Start
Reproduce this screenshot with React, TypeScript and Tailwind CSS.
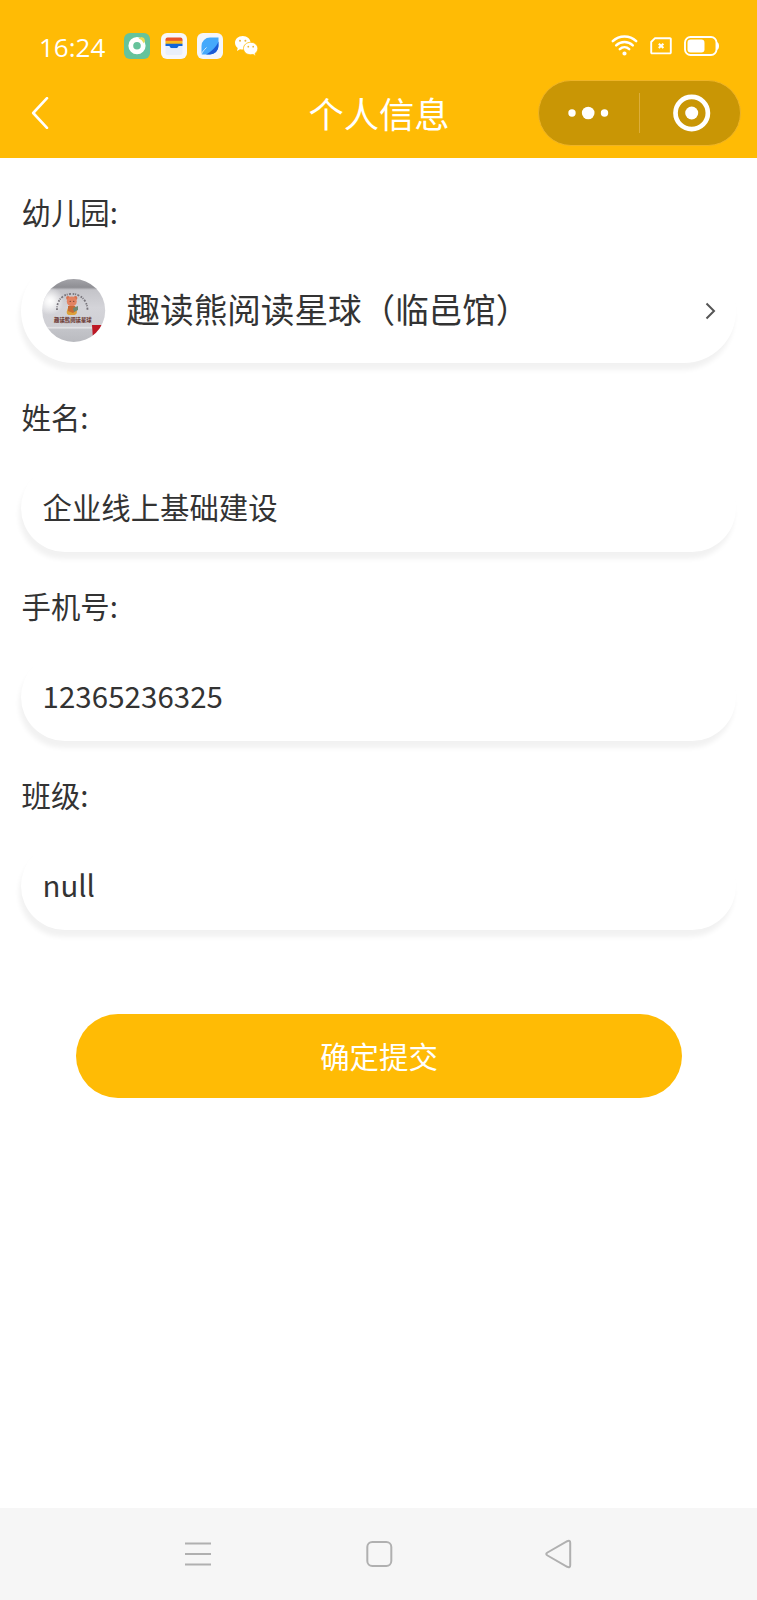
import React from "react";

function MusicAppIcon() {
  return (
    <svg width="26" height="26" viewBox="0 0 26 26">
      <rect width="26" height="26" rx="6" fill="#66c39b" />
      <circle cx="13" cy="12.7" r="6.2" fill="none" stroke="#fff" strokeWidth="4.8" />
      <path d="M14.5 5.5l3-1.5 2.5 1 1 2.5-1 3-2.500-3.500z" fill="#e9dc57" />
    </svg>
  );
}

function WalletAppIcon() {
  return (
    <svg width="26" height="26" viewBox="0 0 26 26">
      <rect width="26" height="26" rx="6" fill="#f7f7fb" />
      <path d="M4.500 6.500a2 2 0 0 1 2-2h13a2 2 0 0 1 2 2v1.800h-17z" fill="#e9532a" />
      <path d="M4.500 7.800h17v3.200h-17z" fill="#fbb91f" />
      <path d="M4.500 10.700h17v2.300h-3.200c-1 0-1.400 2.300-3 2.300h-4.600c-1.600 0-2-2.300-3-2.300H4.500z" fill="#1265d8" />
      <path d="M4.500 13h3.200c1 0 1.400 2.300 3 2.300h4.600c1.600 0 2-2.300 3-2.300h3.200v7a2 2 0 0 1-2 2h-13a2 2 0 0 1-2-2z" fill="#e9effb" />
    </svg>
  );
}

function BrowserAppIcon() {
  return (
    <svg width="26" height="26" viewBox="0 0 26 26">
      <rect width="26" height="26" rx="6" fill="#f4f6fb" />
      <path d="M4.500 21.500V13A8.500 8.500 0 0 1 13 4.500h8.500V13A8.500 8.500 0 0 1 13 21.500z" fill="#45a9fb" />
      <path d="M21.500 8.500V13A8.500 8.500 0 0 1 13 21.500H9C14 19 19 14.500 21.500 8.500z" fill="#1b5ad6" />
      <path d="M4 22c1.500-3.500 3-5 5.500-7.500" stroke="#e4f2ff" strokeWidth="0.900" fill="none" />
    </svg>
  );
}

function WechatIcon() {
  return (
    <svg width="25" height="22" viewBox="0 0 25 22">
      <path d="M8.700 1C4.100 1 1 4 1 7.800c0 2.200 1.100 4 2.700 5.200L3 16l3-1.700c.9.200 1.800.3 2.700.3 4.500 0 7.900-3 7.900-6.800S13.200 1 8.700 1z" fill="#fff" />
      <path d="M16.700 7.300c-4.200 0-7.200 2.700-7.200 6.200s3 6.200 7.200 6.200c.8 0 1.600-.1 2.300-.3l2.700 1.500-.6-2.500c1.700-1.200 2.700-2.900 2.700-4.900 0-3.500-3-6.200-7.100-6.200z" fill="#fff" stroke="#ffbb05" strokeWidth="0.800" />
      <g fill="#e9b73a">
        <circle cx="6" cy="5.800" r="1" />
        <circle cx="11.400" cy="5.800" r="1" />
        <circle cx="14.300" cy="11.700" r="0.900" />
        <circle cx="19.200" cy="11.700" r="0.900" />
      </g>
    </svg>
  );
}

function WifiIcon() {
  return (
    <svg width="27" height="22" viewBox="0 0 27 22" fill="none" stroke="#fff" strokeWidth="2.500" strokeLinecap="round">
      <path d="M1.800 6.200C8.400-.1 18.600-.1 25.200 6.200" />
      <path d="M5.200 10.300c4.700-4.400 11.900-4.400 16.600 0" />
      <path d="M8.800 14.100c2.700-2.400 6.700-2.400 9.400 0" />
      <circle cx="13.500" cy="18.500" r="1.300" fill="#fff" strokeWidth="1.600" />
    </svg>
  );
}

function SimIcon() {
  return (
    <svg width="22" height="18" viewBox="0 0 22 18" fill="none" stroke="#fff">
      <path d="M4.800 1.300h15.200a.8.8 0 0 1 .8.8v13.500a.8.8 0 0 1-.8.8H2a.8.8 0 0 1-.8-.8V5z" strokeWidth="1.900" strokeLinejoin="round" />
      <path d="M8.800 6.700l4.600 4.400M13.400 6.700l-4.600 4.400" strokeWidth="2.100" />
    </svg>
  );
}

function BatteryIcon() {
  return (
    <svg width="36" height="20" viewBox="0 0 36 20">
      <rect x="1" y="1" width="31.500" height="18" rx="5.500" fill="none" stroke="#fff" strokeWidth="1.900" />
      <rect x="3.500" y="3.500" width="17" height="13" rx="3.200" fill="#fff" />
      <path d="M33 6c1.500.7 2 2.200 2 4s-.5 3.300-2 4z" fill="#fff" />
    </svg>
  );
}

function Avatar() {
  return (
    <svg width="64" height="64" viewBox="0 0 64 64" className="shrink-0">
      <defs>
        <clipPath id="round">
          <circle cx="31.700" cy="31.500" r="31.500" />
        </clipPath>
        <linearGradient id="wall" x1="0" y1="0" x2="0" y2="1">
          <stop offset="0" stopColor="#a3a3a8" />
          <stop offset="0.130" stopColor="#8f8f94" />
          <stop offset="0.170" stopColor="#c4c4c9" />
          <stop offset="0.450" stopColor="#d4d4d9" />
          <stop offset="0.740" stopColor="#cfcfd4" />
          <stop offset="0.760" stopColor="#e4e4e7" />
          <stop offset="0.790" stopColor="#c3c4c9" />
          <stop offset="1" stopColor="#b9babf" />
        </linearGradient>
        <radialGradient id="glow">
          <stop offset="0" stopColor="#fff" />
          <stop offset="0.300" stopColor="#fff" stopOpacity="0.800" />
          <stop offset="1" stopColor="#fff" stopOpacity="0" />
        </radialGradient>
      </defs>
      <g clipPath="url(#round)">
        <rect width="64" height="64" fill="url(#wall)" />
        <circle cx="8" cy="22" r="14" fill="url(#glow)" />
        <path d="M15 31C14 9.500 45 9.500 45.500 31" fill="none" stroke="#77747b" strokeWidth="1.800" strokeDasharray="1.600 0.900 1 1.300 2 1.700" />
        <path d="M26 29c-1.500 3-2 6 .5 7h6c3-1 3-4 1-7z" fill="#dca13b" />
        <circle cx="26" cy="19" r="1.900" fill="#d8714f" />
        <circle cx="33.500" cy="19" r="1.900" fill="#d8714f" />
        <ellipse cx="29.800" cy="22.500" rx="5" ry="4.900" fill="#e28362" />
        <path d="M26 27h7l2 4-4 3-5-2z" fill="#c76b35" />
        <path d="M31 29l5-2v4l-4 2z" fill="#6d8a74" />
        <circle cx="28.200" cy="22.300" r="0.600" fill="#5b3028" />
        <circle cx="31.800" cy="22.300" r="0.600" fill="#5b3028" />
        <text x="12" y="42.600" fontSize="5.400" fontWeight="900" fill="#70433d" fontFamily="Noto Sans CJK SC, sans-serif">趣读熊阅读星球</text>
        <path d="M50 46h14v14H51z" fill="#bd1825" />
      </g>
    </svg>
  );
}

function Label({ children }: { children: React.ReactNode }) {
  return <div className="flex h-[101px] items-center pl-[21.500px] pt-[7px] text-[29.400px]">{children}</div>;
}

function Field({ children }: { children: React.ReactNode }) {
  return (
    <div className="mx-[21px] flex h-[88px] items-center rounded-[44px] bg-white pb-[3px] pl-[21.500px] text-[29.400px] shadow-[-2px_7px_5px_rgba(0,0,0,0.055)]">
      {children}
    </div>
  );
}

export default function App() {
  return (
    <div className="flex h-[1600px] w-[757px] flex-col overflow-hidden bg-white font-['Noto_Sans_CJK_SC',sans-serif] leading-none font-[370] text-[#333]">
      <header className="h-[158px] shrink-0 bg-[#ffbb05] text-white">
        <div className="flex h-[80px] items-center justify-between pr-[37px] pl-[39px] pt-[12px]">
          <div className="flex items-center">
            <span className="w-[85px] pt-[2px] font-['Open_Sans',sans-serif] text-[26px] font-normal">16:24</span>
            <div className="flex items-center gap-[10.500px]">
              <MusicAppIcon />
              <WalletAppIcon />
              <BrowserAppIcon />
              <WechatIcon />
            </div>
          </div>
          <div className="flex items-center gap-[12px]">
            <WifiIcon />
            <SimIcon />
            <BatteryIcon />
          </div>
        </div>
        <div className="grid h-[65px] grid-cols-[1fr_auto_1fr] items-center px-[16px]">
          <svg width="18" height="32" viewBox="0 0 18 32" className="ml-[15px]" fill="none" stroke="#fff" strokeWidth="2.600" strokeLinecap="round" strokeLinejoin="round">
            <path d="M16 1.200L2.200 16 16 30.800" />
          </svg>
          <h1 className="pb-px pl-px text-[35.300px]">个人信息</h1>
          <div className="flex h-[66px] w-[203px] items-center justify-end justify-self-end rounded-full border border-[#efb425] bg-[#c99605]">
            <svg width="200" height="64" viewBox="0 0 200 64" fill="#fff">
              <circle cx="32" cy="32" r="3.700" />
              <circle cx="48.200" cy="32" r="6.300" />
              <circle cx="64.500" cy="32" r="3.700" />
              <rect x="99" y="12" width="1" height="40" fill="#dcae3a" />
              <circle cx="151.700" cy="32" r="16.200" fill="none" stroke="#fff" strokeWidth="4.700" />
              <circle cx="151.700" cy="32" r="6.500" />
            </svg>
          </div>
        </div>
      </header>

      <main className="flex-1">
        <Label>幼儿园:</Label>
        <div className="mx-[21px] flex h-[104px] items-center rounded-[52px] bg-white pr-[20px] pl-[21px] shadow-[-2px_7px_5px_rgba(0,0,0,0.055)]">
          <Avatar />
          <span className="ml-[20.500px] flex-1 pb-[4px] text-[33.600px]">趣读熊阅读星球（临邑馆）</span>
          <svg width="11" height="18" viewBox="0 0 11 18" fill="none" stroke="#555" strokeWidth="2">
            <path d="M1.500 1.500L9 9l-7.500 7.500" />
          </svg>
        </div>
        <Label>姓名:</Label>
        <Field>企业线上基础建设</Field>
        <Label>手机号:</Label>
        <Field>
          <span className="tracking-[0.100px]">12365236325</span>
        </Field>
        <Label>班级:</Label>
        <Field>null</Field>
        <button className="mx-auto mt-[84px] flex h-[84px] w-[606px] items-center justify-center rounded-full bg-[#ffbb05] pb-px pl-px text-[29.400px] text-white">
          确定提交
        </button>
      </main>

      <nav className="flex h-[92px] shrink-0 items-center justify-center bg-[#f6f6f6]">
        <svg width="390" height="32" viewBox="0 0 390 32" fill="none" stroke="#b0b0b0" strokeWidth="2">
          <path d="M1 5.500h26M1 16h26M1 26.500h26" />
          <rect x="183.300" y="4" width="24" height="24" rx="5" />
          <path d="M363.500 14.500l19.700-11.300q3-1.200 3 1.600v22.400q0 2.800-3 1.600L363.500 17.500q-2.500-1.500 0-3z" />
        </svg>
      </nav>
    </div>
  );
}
End
=== STATED GOAL ===
Among the lines of the data above, determine how many contain the word "React". Report the number alone.

=== RESPONSE FOR THIS EXERCISE ===
4